New research suggests that most people using online dating services are searching for a perfect match, not a perfect person.

Researchers at the University of Iowa say that people who are looking for love online are less apt to trust a person with a flashy profile, preferring instead a potential partner who appears not only successful, but humble and real as well.

"We found people want to contact a person who appears to be accurate in what they are saying about themselves online," Andy High, corresponding author of the study and an assistant professor in the University of Iowa's Department of Communication Studies, said in a statement. "It's tough when it comes to dating profiles because we want someone who seems like an amazing person, but we also hopefully will have a relationship with this individual, so we want them to exist."

According to a 2013 study by the Pew Research Center, as many as one in 10 Americans age 18 and older use online dating sites or a mobile dating app.

For the study, High and colleagues created eight online dating profiles -- four men and four women- - with various combinations of two perspectives. One perspective is called "Selective Self-Presentation," or what the researchers refer to as SSP, which is a profile that highlights only what's "good" about a person and downplays the rest. The other is called "Warranting," which is a profile that contains information easily traced to a real person.

Once the profiles were created in a template from OKCupid -- a free, online dating service -- they were shown to 317 adults who said they were using or had used an online dating service. There were 150 men and 167 women, and the mean age was 40.

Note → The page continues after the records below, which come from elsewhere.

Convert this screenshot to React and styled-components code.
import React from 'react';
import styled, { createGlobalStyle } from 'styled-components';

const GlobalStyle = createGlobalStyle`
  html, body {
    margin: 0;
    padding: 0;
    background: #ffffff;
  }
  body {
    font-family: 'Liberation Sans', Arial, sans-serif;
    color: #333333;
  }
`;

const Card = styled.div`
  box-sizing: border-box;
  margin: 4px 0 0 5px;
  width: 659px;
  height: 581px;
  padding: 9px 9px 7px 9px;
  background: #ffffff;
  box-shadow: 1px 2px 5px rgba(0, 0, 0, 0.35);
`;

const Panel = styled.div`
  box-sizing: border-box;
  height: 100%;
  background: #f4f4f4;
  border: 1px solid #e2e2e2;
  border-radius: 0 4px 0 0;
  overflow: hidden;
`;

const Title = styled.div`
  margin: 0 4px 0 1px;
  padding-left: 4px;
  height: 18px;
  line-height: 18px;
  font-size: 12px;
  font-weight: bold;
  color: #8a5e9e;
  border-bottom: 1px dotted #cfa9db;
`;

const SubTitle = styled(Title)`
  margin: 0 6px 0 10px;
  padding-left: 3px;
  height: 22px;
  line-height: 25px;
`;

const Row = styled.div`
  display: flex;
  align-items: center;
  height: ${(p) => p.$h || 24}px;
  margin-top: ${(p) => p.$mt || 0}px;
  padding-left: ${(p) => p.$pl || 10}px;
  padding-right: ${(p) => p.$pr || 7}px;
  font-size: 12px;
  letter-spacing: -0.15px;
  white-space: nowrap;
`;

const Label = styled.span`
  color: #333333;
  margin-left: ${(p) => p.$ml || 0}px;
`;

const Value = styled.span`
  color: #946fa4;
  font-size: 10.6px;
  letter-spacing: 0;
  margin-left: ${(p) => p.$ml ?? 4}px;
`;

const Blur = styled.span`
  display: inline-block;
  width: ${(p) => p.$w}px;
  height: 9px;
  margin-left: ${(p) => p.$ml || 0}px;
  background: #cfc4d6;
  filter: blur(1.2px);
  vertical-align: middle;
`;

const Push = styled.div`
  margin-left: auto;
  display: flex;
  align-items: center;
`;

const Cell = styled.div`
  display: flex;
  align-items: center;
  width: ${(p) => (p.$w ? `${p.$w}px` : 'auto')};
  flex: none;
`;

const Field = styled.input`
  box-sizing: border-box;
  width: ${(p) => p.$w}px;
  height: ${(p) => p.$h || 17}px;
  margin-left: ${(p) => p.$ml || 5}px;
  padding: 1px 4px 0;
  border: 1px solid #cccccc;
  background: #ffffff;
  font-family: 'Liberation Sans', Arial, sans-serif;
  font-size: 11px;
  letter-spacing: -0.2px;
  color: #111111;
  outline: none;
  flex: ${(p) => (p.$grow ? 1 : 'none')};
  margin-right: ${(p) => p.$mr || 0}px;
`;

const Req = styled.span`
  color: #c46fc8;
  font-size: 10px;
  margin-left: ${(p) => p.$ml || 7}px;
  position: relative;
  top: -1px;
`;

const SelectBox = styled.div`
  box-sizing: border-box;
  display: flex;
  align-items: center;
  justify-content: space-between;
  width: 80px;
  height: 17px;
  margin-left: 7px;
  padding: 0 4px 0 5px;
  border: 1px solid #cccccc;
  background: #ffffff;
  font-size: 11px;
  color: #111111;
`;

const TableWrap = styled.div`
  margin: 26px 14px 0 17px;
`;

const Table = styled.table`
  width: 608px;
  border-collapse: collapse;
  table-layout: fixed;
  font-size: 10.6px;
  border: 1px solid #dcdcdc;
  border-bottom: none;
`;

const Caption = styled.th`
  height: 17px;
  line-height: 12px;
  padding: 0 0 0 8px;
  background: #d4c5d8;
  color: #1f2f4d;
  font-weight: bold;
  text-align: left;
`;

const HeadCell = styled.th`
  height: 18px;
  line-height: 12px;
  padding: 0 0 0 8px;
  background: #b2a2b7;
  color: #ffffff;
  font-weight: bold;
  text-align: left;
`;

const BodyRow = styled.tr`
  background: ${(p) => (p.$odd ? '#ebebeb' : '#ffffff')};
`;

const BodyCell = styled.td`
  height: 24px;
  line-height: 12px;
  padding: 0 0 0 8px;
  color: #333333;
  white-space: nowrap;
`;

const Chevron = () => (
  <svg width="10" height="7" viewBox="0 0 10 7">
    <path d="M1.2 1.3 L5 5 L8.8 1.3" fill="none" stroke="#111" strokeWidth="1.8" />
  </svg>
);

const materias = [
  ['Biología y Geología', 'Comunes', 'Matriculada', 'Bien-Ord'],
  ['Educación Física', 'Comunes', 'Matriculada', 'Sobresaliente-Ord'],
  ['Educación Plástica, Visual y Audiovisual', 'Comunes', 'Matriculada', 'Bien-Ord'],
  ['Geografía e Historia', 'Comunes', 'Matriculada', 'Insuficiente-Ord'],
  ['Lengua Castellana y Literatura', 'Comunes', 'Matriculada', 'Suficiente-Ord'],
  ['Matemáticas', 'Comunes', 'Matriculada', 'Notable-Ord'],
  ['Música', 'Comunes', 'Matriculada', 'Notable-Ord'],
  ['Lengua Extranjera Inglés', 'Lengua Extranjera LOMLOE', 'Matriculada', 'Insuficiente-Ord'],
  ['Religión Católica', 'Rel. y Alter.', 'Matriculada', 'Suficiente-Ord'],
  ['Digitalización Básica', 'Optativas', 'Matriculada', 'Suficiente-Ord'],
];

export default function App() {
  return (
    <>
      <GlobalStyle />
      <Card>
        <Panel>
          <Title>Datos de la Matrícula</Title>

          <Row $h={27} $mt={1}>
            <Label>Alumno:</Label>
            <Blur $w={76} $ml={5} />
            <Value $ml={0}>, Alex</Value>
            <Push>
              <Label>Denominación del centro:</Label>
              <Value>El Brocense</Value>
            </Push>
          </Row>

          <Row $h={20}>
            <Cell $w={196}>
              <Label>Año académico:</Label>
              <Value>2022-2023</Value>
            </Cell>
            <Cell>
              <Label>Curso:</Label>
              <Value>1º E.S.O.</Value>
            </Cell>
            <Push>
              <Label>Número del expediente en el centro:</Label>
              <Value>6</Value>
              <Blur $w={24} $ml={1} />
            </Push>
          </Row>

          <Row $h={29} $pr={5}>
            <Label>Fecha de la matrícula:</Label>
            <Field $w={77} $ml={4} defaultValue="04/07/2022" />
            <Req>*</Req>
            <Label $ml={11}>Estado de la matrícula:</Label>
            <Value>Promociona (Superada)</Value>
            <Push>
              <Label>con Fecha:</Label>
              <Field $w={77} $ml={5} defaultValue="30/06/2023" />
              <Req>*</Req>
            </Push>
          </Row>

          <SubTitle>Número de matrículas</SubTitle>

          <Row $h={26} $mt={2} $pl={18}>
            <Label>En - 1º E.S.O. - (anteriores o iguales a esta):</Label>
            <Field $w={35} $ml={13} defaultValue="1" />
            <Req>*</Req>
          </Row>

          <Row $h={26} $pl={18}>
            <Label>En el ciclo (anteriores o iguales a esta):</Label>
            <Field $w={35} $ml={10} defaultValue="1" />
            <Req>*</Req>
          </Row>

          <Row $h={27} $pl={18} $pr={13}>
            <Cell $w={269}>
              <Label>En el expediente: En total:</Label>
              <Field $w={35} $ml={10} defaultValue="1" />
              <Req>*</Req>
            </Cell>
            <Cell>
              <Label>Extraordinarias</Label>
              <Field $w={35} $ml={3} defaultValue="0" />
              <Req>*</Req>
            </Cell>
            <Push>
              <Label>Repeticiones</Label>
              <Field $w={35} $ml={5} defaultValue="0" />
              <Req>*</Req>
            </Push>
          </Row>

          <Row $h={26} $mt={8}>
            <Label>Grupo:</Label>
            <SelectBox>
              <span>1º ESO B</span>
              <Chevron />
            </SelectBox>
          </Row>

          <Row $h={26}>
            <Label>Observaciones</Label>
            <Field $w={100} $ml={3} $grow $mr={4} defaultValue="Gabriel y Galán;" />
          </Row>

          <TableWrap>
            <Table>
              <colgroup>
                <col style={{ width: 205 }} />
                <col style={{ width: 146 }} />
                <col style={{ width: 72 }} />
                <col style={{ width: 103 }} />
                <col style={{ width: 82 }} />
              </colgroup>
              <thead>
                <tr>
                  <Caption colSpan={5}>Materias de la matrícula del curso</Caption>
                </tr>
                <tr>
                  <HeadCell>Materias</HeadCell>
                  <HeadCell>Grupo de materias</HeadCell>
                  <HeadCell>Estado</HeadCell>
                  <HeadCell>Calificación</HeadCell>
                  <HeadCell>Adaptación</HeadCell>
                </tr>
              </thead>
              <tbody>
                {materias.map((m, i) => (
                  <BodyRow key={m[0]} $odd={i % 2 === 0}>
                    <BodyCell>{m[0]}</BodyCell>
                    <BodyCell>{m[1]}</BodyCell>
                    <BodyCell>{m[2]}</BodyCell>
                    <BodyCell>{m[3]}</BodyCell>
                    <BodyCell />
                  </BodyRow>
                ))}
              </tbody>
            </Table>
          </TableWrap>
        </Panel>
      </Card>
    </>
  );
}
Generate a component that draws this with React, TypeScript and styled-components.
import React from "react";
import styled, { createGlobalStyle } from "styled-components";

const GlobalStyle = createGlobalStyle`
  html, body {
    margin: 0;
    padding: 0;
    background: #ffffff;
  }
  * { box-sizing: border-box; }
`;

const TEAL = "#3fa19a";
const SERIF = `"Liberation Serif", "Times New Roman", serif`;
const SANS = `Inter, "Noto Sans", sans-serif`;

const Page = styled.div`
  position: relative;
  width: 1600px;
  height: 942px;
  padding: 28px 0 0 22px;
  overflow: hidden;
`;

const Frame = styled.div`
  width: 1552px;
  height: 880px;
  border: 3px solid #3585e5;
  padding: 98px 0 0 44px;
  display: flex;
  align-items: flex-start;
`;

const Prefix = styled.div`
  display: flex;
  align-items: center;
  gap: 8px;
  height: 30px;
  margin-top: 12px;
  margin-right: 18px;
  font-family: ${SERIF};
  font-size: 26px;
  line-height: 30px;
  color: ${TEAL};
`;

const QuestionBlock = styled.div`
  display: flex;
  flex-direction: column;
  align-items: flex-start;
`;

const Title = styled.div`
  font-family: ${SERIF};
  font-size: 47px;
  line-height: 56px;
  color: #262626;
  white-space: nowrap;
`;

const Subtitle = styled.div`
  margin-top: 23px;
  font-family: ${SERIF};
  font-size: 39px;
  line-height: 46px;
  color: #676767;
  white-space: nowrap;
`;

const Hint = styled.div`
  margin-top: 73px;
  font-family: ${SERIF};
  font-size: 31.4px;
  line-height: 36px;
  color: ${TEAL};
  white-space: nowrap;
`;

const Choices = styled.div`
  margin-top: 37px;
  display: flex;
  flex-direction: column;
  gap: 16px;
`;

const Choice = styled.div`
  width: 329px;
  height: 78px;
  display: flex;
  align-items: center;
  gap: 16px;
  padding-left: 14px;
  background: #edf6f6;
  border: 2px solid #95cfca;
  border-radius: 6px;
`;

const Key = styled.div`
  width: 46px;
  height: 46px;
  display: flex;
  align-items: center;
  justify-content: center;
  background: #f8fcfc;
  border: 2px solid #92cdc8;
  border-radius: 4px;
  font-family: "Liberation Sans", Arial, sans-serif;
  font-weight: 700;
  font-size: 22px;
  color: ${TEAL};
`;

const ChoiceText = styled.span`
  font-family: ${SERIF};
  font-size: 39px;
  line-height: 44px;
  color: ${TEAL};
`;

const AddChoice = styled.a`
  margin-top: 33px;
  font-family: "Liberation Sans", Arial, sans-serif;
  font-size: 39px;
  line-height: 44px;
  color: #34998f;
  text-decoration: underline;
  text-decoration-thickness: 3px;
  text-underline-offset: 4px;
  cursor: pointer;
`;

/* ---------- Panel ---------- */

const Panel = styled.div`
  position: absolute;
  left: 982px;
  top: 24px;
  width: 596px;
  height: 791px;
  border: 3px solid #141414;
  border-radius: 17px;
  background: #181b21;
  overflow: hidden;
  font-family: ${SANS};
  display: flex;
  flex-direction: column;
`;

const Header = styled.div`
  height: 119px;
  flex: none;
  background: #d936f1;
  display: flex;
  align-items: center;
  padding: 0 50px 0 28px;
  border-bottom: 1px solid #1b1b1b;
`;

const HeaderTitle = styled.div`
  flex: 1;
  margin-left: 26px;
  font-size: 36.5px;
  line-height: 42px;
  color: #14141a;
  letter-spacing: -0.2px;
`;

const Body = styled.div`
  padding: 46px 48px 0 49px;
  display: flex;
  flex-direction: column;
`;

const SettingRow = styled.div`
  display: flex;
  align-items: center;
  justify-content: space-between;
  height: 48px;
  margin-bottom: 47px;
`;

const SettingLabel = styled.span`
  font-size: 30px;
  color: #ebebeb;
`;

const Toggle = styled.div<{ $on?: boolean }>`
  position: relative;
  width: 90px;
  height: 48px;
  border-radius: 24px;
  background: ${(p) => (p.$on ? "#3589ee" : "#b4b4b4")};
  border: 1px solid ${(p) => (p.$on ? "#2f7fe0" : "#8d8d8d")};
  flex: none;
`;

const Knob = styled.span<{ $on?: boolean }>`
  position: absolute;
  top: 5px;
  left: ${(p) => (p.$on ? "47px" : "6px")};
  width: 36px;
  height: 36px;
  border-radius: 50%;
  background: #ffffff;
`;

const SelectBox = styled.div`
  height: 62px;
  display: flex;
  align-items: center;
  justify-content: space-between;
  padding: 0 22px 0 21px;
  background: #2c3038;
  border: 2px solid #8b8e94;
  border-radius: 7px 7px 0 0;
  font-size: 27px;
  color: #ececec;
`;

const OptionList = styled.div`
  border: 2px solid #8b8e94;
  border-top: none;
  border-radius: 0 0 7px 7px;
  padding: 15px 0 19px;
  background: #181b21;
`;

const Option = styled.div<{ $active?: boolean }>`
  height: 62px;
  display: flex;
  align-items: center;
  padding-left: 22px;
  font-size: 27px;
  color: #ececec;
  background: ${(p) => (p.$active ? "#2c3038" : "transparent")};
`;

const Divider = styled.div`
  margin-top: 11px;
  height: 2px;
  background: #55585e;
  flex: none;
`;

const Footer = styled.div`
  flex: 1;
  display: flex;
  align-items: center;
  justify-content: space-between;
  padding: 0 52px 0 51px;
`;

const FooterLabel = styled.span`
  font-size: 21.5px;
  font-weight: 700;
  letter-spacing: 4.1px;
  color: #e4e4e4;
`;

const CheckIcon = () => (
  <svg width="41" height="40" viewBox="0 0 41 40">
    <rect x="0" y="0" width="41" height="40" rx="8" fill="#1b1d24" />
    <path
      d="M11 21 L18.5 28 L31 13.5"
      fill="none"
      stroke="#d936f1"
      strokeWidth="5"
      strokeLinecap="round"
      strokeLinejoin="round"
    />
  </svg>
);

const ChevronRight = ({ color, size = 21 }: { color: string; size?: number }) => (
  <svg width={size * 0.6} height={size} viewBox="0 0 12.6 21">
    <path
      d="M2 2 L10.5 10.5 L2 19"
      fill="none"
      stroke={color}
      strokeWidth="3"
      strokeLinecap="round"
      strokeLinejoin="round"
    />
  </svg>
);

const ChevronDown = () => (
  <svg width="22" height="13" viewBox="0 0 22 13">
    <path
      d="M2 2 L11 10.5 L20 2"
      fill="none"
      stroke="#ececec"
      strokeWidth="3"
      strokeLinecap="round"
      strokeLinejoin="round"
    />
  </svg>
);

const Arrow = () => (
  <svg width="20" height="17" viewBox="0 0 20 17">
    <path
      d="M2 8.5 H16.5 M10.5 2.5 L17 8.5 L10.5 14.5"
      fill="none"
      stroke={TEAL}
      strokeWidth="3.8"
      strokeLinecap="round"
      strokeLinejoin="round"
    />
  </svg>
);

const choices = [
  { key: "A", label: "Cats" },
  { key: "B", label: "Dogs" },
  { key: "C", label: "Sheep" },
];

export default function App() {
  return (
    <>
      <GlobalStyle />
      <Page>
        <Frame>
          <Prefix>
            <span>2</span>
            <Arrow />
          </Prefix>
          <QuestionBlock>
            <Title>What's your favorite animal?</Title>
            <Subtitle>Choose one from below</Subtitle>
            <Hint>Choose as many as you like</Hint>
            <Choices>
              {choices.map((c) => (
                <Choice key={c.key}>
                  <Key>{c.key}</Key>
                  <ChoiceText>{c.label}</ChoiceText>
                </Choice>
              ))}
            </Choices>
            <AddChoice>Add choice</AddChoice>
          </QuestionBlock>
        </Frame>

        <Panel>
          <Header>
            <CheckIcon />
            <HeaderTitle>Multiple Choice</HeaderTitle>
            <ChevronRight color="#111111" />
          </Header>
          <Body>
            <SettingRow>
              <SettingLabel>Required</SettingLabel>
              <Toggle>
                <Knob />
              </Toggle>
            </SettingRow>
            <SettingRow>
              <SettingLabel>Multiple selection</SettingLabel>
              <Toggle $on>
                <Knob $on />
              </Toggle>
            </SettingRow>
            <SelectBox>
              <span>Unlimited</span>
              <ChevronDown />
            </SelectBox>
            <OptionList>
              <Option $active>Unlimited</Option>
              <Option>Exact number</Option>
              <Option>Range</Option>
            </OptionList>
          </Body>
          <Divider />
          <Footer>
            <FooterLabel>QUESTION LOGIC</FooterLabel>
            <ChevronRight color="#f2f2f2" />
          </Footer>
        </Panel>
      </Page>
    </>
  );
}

Participants were asked to judge the profiles and decide which ones they would contact. Researchers expected that profiles that were presented with high selective self-presentation -- those who sounded perfect -- and high warranting -- those who provided specifics that could be traced to a real person -- would be the most popular.

They were wrong.

"I thought people would think, 'Not only is this person the greatest in the world, but they're real, too. Wow!' but I was wrong," Crystal Wotipka, lead author of the study, said in a statement. "It was the low SSP" and high warranting "that ended up winning out."

In other words, people were turned off by profiles that sounded too good to be true. This was especially true for viewers who said they preferred online social interaction. Researchers found the more specific information a profile contained that could be traced to a real person, the more the viewer trusted the profile.

High says the key to creating an attractive online dating profile is balance.

"You want to balance all that is wonderful about yourself with some things that aren't negative, but more humble or realistic about yourself," he said. "It's important to put your best foot forward," he adds, "but maybe not in your best pair of shoes."